_Goal of the exercise:_
Without the pictures, repeat the listing character for character.

_Extracted entries:_
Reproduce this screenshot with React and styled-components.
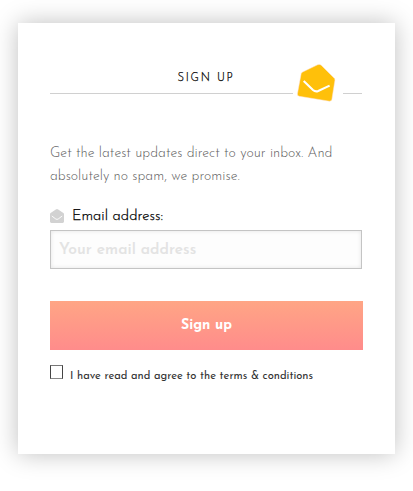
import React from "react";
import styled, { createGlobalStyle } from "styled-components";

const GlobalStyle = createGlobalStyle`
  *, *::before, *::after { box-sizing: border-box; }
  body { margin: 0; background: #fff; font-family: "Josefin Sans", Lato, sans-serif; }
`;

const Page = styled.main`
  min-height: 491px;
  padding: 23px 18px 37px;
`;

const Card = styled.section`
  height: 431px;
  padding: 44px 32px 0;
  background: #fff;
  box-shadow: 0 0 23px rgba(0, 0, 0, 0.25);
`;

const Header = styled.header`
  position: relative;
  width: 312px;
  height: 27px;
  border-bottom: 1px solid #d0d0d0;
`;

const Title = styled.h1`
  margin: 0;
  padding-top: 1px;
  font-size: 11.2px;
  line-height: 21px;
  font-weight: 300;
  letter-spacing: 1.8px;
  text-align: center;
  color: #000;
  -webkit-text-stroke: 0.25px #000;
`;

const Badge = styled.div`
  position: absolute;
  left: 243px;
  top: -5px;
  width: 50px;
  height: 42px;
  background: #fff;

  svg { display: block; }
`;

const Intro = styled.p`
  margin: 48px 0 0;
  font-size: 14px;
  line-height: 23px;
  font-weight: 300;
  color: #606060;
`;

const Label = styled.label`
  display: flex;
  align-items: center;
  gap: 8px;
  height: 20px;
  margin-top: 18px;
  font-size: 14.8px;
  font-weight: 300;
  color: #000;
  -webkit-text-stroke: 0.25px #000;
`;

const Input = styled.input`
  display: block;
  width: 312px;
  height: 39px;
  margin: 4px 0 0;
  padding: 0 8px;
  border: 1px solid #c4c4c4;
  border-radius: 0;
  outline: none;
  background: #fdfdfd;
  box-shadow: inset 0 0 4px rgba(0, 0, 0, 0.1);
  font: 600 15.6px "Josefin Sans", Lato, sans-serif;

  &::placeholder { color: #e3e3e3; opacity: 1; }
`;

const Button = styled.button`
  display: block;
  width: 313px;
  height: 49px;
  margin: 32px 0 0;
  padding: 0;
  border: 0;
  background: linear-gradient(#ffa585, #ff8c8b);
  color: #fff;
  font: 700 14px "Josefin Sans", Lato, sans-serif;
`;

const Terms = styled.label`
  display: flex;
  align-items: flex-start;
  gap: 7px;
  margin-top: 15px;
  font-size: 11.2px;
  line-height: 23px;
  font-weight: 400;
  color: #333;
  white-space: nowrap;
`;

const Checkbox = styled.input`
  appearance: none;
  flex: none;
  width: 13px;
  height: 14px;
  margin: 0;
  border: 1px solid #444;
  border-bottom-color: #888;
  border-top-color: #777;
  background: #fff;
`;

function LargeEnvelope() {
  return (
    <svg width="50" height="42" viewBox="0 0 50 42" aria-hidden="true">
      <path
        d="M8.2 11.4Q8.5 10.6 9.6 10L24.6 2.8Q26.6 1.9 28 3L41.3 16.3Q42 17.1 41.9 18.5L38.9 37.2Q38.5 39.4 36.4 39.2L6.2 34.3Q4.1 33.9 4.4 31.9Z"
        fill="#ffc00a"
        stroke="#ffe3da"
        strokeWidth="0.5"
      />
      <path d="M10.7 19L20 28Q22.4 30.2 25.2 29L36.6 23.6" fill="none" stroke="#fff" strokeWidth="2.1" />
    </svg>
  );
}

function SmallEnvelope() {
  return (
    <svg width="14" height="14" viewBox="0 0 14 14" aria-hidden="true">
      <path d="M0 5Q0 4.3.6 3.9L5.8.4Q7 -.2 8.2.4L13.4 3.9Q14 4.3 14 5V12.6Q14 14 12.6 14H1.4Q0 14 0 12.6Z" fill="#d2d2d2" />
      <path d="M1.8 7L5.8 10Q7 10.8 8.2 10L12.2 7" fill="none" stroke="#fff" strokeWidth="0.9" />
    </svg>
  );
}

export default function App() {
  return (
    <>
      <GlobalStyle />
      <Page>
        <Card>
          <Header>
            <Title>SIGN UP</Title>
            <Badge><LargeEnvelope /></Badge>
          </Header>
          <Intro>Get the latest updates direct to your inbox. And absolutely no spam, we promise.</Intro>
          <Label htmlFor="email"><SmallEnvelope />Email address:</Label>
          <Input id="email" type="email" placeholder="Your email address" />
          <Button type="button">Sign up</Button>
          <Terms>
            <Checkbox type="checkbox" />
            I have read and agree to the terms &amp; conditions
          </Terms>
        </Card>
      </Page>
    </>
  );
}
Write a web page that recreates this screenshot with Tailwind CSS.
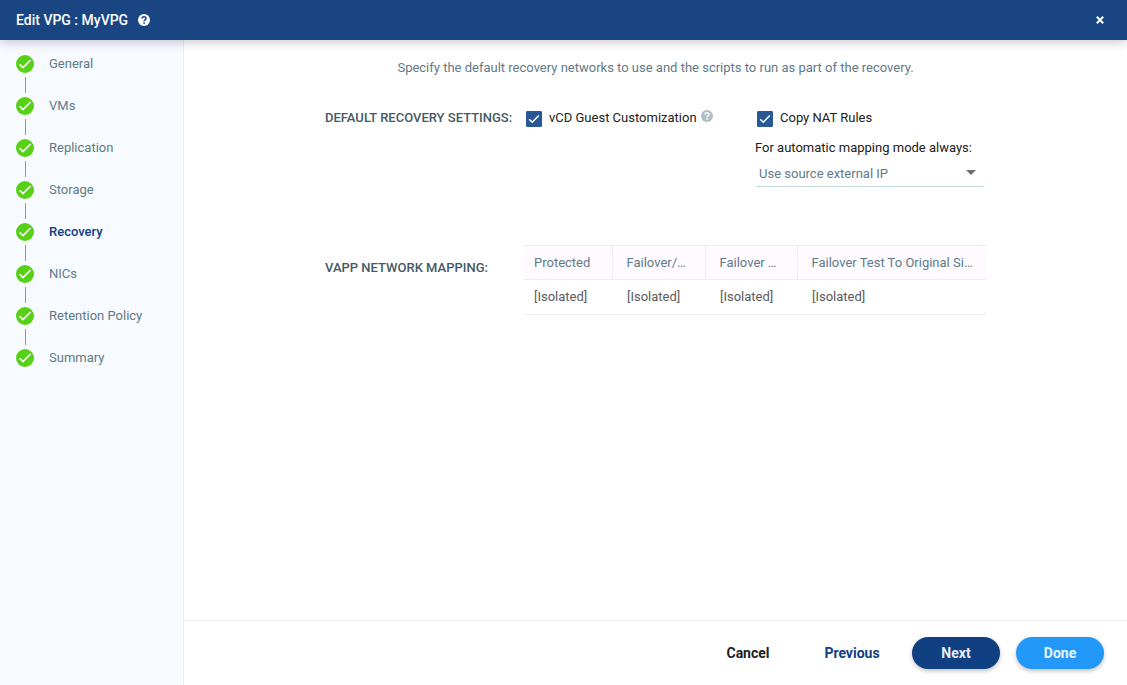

_Expected output:_
Reproduce this screenshot with React and styled-components.
import React from "react";
import styled, { createGlobalStyle } from "styled-components";

const GlobalStyle = createGlobalStyle`
  *, *::before, *::after { box-sizing: border-box; }
  body { margin: 0; background: #fff; font-family: "Josefin Sans", Lato, sans-serif; }
`;

const Page = styled.main`
  min-height: 491px;
  padding: 23px 18px 37px;
`;

const Card = styled.section`
  height: 431px;
  padding: 44px 32px 0;
  background: #fff;
  box-shadow: 0 0 23px rgba(0, 0, 0, 0.25);
`;

const Header = styled.header`
  position: relative;
  width: 312px;
  height: 27px;
  border-bottom: 1px solid #d0d0d0;
`;

const Title = styled.h1`
  margin: 0;
  padding-top: 1px;
  font-size: 11.2px;
  line-height: 21px;
  font-weight: 300;
  letter-spacing: 1.8px;
  text-align: center;
  color: #000;
  -webkit-text-stroke: 0.25px #000;
`;

const Badge = styled.div`
  position: absolute;
  left: 243px;
  top: -5px;
  width: 50px;
  height: 42px;
  background: #fff;

  svg { display: block; }
`;

const Intro = styled.p`
  margin: 48px 0 0;
  font-size: 14px;
  line-height: 23px;
  font-weight: 300;
  color: #606060;
`;

const Label = styled.label`
  display: flex;
  align-items: center;
  gap: 8px;
  height: 20px;
  margin-top: 18px;
  font-size: 14.8px;
  font-weight: 300;
  color: #000;
  -webkit-text-stroke: 0.25px #000;
`;

const Input = styled.input`
  display: block;
  width: 312px;
  height: 39px;
  margin: 4px 0 0;
  padding: 0 8px;
  border: 1px solid #c4c4c4;
  border-radius: 0;
  outline: none;
  background: #fdfdfd;
  box-shadow: inset 0 0 4px rgba(0, 0, 0, 0.1);
  font: 600 15.6px "Josefin Sans", Lato, sans-serif;

  &::placeholder { color: #e3e3e3; opacity: 1; }
`;

const Button = styled.button`
  display: block;
  width: 313px;
  height: 49px;
  margin: 32px 0 0;
  padding: 0;
  border: 0;
  background: linear-gradient(#ffa585, #ff8c8b);
  color: #fff;
  font: 700 14px "Josefin Sans", Lato, sans-serif;
`;

const Terms = styled.label`
  display: flex;
  align-items: flex-start;
  gap: 7px;
  margin-top: 15px;
  font-size: 11.2px;
  line-height: 23px;
  font-weight: 400;
  color: #333;
  white-space: nowrap;
`;

const Checkbox = styled.input`
  appearance: none;
  flex: none;
  width: 13px;
  height: 14px;
  margin: 0;
  border: 1px solid #444;
  border-bottom-color: #888;
  border-top-color: #777;
  background: #fff;
`;

function LargeEnvelope() {
  return (
    <svg width="50" height="42" viewBox="0 0 50 42" aria-hidden="true">
      <path
        d="M8.2 11.4Q8.5 10.6 9.6 10L24.6 2.8Q26.6 1.9 28 3L41.3 16.3Q42 17.1 41.9 18.5L38.9 37.2Q38.5 39.4 36.4 39.2L6.2 34.3Q4.1 33.9 4.4 31.9Z"
        fill="#ffc00a"
        stroke="#ffe3da"
        strokeWidth="0.5"
      />
      <path d="M10.7 19L20 28Q22.4 30.2 25.2 29L36.6 23.6" fill="none" stroke="#fff" strokeWidth="2.1" />
    </svg>
  );
}

function SmallEnvelope() {
  return (
    <svg width="14" height="14" viewBox="0 0 14 14" aria-hidden="true">
      <path d="M0 5Q0 4.3.6 3.9L5.8.4Q7 -.2 8.2.4L13.4 3.9Q14 4.3 14 5V12.6Q14 14 12.6 14H1.4Q0 14 0 12.6Z" fill="#d2d2d2" />
      <path d="M1.8 7L5.8 10Q7 10.8 8.2 10L12.2 7" fill="none" stroke="#fff" strokeWidth="0.9" />
    </svg>
  );
}

export default function App() {
  return (
    <>
      <GlobalStyle />
      <Page>
        <Card>
          <Header>
            <Title>SIGN UP</Title>
            <Badge><LargeEnvelope /></Badge>
          </Header>
          <Intro>Get the latest updates direct to your inbox. And absolutely no spam, we promise.</Intro>
          <Label htmlFor="email"><SmallEnvelope />Email address:</Label>
          <Input id="email" type="email" placeholder="Your email address" />
          <Button type="button">Sign up</Button>
          <Terms>
            <Checkbox type="checkbox" />
            I have read and agree to the terms &amp; conditions
          </Terms>
        </Card>
      </Page>
    </>
  );
}
Write a web page that recreates this screenshot with Tailwind CSS.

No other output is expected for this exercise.